Wow, what a year! Did you expect to get so much attention?
I had no idea any of this would happen. I never expected it to turn out the way it did. Fred Phelps coming from Kansas—that was so outrageous. I knew some people wouldn’t be happy. But I never expected it to pick up like this. It’s crazy.

How has your personal life changed?
Before, when I would go outside, not everyone knew I was gay, and now everyone knows. I’m a lot stronger and more educated. It’s made me want to learn more about civil rights. I want to be an attorney now. I’m trying to go to Georgia State.
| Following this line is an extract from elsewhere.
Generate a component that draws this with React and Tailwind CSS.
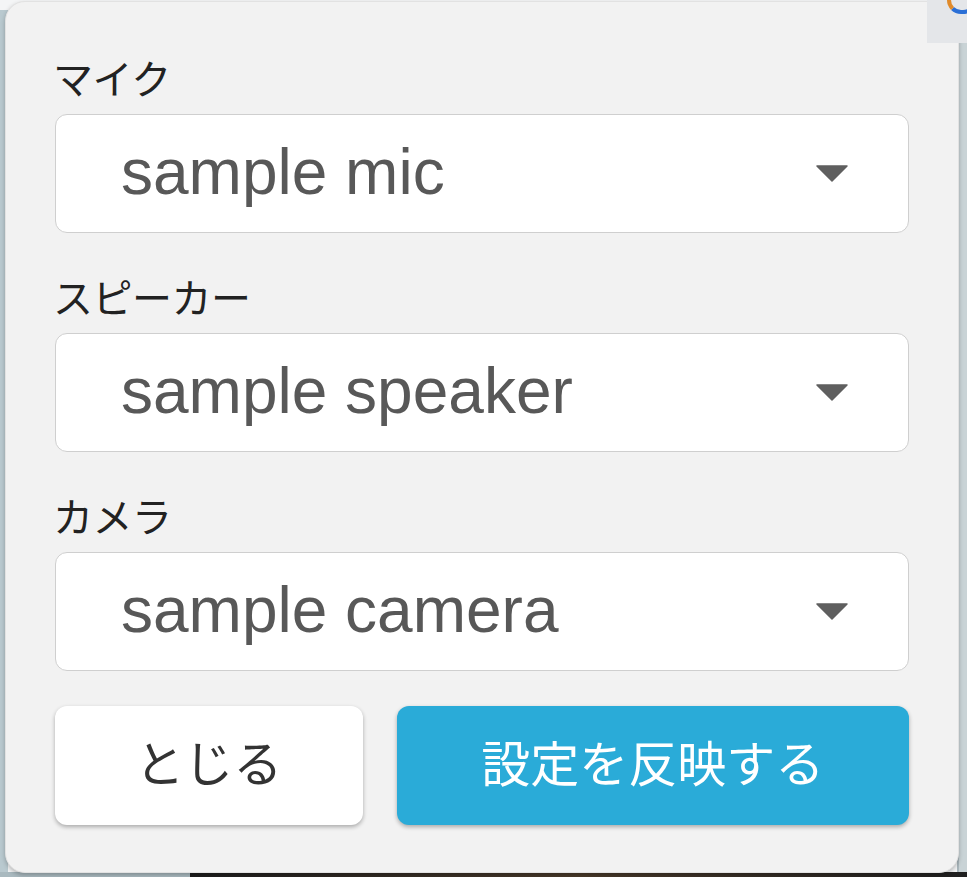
import React from "react";

const jp = { fontFamily: '"Noto Sans CJK JP", "Noto Sans", sans-serif' };
const en = { fontFamily: '"Liberation Sans", Arial, sans-serif' };

function Caret() {
  return (
    <svg width="32" height="17" viewBox="0 0 32 17" className="shrink-0">
      <path d="M1 1 L31 1 L16 16 Z" fill="#5f5f5f" stroke="#5f5f5f" strokeWidth="1.5" strokeLinejoin="round" />
    </svg>
  );
}

function Field({ label, value, first }) {
  return (
    <div className={first ? "" : "mt-[37px]"}>
      <div className="text-[40px] leading-[52px] text-[#222] tracking-[-0.5px] -ml-[2px]" style={jp}>
        {label}
      </div>
      <div className="mt-[11px] h-[119px] bg-white border-[1.5px] border-[#cfcfcf] rounded-[12px] flex items-center pl-[65px] pr-[60px]">
        <span className="flex-1 text-[64px] leading-none text-[#585858] -mt-[4px]" style={en}>
          {value}
        </span>
        <Caret />
      </div>
    </div>
  );
}

export default function App() {
  return (
    <div className="relative w-[967px] h-[877px] overflow-hidden bg-[#f4f5f6]">
      {/* backdrop strips */}
      <div className="absolute left-0 top-[10px] w-[8px] h-[870px] bg-[#b9c9cf]" />
      <div className="absolute right-0 top-[43px] w-[10px] h-[834px] bg-[#c9d3d6] border-l-[2px] border-[#aab7bc]" />
      <div className="absolute left-[190px] right-0 bottom-0 h-[5px] bg-gradient-to-r from-[#1d1d1d] via-[#4a3a2a] to-[#1f1f1f]" />
      <div className="absolute left-0 w-[190px] bottom-0 h-[5px] bg-[#a9b9bf]" />

      {/* dialog panel */}
      <div className="absolute left-[5px] top-[1px] w-[954px] h-[872px] bg-[#f2f2f2] rounded-[20px] border border-[#e2e2e2] shadow-[0_2px_4px_rgba(0,0,0,0.25)] pt-[49px] px-[49px] pb-[48px] flex flex-col">
        <Field label="マイク" value="sample mic" first />
        <Field label="スピーカー" value="sample speaker" />
        <Field label="カメラ" value="sample camera" />
        <div className="mt-[35px] flex gap-[34px]">
          <button
            className="flex-[3] h-[119px] bg-white rounded-[12px] shadow-[0_2px_4px_rgba(0,0,0,0.3)] text-[49px] text-[#333] flex items-center justify-center pb-[10px]"
            style={jp}
          >
            とじる
          </button>
          <button
            className="flex-[5] h-[119px] bg-[#2aabd8] rounded-[12px] shadow-[0_2px_4px_rgba(0,0,0,0.3)] text-[49px] text-white flex items-center justify-center pb-[10px]"
            style={jp}
          >
            設定を反映する
          </button>
        </div>
      </div>

      {/* top-right overlay box */}
      <div className="absolute right-0 top-0 w-[40px] h-[43px] bg-[#e4e6e9] overflow-hidden">
        <div className="absolute -top-[14px] left-[20px] w-[30px] h-[28px] rounded-full border-[4px] border-[#1a1a1a] border-l-[#e08a2a] border-b-[#2a6fd6]" />
      </div>
    </div>
  );
}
Take us back to the Sweetheart Assembly.
You choose two sweethearts from each club, and I was getting walked by another girl. The whole school just started booing instead of cheering. I never had anyone hating me before. I had gotten along with everyone. When people started booing, not knowing who I was, it really hurt my feelings. I just figured, Oh, well. I know who my friends are now.

What gave you the courage to do that?
It’s crazy—the way people in my school get treated because they are gay. I was just like, Something’s got to be done. I thought I could take a beating with words because I have a family to go home to that loves me. But what if someone can’t? I need to make a difference for them. What if they don’t know what to say back?